• Exercise directions: Work out how many lines in the listing below include the word "React". Give nothing but the number.
[BEGIN Data extract]
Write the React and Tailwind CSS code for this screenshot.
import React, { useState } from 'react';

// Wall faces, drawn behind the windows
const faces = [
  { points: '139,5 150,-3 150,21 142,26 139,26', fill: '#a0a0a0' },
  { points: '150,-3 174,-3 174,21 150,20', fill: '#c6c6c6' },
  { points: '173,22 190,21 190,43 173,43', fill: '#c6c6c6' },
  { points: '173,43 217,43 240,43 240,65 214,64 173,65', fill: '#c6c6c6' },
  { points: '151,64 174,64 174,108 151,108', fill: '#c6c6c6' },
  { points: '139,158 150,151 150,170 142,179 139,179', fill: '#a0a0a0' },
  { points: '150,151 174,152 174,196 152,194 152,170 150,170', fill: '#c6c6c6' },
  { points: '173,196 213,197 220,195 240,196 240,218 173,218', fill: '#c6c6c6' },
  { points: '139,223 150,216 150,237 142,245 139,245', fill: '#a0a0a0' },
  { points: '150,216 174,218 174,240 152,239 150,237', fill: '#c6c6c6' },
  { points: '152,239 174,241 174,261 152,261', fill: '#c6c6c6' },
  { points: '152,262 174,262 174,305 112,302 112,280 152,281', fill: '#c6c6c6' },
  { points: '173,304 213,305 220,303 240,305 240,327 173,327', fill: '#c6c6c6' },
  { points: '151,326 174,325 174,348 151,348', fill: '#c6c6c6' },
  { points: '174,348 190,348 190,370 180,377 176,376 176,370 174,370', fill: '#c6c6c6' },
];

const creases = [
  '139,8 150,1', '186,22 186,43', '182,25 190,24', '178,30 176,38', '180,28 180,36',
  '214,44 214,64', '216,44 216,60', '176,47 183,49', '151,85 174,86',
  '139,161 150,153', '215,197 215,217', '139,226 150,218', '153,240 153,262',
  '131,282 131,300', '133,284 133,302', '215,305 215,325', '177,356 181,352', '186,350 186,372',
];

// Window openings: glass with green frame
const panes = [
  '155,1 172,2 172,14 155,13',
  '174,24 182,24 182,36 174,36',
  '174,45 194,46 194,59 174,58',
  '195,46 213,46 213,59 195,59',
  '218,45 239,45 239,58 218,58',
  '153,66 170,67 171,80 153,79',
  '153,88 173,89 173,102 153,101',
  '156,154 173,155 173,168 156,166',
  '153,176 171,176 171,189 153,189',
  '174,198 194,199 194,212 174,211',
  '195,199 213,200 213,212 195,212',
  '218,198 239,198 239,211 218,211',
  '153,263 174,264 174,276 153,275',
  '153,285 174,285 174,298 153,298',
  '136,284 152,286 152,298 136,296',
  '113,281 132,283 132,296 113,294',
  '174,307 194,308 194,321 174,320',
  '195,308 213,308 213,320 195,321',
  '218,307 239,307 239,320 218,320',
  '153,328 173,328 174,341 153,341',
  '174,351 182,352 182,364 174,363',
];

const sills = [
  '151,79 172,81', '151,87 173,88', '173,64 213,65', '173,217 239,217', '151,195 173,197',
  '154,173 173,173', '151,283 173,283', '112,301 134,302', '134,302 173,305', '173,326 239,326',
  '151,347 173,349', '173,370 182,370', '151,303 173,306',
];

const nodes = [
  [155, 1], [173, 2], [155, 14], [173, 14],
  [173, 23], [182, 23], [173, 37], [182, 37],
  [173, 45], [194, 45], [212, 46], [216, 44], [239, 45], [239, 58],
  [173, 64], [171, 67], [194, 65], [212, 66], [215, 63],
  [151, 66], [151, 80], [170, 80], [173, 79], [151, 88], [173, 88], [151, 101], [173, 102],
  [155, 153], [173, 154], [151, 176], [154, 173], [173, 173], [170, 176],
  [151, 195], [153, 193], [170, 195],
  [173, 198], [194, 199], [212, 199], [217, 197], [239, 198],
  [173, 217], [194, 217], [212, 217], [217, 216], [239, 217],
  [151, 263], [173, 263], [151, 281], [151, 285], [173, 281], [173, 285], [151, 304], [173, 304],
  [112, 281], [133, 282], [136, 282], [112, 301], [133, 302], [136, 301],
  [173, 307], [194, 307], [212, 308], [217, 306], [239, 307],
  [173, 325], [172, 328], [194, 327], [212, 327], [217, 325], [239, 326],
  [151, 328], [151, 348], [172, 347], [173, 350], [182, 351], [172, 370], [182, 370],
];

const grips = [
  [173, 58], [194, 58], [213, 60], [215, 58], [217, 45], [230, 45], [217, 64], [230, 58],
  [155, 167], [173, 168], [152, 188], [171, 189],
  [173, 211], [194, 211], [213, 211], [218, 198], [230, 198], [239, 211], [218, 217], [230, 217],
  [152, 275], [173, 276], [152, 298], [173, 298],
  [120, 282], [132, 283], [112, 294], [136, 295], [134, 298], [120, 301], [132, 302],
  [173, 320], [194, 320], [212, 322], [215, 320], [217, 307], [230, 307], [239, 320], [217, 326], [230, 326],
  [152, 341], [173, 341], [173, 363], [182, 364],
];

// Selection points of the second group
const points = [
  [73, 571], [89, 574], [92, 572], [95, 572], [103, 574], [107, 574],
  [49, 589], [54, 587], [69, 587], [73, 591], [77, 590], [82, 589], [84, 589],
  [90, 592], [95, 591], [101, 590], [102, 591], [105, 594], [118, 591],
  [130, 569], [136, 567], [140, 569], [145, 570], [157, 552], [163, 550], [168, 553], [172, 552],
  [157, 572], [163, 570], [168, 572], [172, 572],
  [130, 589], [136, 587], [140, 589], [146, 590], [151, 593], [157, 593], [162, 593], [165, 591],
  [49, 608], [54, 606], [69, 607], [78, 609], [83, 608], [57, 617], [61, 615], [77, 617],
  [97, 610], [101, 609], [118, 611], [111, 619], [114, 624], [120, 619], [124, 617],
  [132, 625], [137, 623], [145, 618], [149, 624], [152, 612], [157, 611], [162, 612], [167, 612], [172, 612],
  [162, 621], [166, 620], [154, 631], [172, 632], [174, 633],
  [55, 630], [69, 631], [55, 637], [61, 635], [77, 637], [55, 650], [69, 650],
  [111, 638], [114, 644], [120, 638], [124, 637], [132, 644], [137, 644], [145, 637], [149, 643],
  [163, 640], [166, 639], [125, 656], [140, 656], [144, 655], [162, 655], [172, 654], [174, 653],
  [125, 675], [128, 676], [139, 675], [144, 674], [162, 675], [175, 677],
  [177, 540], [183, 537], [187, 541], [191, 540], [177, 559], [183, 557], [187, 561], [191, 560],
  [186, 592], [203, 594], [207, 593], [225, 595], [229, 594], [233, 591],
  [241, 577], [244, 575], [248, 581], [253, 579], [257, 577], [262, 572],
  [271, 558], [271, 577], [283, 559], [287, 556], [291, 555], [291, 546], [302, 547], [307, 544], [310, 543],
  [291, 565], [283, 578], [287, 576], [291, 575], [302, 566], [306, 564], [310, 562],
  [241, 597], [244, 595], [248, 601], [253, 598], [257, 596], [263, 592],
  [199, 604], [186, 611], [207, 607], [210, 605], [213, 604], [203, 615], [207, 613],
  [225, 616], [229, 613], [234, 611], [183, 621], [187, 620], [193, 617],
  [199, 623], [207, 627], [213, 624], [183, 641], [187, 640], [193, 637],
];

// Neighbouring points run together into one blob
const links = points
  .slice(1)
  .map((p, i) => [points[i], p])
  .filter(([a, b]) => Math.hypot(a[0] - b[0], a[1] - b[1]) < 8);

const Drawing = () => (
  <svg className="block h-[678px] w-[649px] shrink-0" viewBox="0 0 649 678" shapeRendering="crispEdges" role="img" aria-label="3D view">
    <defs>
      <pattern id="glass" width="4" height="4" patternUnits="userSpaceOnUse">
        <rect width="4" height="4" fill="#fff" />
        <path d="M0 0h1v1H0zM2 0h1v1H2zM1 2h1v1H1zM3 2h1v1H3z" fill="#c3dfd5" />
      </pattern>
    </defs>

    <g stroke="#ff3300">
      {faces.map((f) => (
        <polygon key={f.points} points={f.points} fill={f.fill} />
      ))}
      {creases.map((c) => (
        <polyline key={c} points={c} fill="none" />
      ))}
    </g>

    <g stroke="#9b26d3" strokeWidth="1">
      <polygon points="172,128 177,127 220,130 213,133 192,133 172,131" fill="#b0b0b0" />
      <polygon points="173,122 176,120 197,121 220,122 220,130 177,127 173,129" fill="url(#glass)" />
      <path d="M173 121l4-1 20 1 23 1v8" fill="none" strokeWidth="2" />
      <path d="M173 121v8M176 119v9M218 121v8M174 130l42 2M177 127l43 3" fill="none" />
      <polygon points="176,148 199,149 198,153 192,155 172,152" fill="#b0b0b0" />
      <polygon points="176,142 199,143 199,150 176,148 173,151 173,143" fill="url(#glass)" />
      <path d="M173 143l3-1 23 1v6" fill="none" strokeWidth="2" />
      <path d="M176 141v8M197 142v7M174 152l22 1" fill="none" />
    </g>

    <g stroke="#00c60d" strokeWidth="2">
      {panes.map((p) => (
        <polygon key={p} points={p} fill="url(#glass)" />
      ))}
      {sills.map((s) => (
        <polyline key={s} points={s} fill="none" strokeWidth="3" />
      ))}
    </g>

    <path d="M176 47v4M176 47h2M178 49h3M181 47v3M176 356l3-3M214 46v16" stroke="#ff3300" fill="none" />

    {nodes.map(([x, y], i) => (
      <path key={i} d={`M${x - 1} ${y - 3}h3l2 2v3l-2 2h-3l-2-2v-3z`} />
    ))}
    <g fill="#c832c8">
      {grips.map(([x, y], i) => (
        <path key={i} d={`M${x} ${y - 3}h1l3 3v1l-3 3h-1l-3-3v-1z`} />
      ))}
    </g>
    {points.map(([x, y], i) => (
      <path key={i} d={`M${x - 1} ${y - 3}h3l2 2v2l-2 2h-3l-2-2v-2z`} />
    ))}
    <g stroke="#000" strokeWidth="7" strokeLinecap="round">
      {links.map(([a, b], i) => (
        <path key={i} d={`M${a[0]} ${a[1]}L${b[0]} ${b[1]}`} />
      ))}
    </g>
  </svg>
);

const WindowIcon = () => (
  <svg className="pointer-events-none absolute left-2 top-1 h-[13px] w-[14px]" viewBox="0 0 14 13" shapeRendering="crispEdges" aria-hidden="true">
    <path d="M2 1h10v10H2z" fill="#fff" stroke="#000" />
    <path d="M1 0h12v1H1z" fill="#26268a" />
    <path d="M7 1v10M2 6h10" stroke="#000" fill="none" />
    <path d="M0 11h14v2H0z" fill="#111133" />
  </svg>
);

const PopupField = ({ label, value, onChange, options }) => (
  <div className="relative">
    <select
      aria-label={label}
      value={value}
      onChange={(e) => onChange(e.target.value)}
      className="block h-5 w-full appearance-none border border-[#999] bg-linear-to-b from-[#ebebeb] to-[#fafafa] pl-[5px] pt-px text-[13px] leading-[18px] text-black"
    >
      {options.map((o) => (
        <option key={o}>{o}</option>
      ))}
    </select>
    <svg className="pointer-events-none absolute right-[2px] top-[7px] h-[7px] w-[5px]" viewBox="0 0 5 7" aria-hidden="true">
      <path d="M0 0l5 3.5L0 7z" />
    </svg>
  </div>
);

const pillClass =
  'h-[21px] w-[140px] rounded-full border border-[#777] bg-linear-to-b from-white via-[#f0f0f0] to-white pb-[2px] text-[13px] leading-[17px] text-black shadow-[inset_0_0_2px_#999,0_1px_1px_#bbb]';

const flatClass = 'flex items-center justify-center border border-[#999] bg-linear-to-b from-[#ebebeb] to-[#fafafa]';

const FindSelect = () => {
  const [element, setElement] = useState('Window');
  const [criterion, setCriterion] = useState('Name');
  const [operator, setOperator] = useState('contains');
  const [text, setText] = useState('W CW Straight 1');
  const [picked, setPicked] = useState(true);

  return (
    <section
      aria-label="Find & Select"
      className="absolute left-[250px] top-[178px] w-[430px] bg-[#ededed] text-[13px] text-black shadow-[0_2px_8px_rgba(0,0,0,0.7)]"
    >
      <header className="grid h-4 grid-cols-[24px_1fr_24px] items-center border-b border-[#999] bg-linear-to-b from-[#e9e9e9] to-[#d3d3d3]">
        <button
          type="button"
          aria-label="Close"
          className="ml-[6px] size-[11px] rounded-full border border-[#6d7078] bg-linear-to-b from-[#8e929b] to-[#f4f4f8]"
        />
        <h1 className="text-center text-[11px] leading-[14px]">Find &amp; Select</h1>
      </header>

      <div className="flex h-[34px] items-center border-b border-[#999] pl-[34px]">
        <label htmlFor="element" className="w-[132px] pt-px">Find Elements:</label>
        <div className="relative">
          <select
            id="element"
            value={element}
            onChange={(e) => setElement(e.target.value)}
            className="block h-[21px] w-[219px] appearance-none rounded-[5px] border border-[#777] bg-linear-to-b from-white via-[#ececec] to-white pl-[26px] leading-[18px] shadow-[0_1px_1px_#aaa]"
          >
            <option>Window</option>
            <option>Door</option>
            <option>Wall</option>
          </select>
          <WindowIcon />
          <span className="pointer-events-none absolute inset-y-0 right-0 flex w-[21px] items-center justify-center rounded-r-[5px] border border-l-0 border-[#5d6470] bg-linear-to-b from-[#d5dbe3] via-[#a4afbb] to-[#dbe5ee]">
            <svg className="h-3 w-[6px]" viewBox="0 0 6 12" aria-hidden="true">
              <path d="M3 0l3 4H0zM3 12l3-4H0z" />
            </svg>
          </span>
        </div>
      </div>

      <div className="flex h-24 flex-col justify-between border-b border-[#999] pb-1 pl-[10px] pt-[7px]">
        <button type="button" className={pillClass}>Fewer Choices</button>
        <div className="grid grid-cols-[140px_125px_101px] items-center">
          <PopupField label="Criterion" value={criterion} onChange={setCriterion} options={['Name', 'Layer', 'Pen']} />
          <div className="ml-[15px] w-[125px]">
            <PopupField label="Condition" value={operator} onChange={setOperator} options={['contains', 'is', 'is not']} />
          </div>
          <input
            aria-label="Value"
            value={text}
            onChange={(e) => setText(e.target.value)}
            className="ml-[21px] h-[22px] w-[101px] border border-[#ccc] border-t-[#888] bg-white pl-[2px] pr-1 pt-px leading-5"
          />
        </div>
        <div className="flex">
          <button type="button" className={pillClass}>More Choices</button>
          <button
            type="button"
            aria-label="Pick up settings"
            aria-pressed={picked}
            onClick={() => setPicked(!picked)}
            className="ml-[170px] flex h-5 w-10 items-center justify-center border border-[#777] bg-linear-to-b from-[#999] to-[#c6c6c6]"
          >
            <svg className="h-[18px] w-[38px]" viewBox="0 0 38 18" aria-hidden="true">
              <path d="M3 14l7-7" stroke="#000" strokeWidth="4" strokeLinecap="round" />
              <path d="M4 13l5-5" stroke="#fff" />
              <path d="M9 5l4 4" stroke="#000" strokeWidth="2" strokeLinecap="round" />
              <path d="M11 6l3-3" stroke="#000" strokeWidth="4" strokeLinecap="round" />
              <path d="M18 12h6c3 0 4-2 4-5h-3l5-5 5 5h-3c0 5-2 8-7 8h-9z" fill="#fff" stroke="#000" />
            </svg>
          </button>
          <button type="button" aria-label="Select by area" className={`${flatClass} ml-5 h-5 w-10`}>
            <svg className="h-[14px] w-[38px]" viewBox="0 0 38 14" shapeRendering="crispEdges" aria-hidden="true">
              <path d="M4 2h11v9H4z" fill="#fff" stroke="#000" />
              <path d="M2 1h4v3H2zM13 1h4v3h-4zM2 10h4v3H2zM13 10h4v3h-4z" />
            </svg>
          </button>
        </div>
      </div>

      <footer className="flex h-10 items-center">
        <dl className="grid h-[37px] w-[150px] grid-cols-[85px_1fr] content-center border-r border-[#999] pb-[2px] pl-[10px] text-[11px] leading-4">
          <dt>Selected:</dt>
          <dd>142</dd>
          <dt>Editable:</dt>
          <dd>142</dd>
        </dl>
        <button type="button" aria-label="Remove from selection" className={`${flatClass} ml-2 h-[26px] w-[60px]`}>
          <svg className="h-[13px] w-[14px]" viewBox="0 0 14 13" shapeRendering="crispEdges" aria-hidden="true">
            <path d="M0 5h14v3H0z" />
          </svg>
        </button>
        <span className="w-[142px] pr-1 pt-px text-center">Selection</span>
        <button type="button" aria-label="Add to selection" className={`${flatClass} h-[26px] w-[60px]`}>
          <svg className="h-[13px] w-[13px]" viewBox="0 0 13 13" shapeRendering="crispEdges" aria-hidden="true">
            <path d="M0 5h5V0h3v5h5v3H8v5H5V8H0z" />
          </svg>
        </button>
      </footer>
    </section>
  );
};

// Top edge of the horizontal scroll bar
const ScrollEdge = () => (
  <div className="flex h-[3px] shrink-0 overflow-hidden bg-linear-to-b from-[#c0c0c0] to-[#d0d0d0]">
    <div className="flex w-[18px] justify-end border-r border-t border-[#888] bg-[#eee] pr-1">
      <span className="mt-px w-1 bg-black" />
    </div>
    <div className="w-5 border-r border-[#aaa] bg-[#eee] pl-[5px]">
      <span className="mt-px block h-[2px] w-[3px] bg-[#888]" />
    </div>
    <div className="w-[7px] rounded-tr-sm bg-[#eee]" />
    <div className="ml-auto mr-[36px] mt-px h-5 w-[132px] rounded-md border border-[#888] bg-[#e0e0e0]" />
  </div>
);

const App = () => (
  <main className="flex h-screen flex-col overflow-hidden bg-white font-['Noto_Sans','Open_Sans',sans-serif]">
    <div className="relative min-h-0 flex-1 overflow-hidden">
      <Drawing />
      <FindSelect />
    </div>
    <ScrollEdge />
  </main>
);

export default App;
[END Data extract]
• Written reply: 2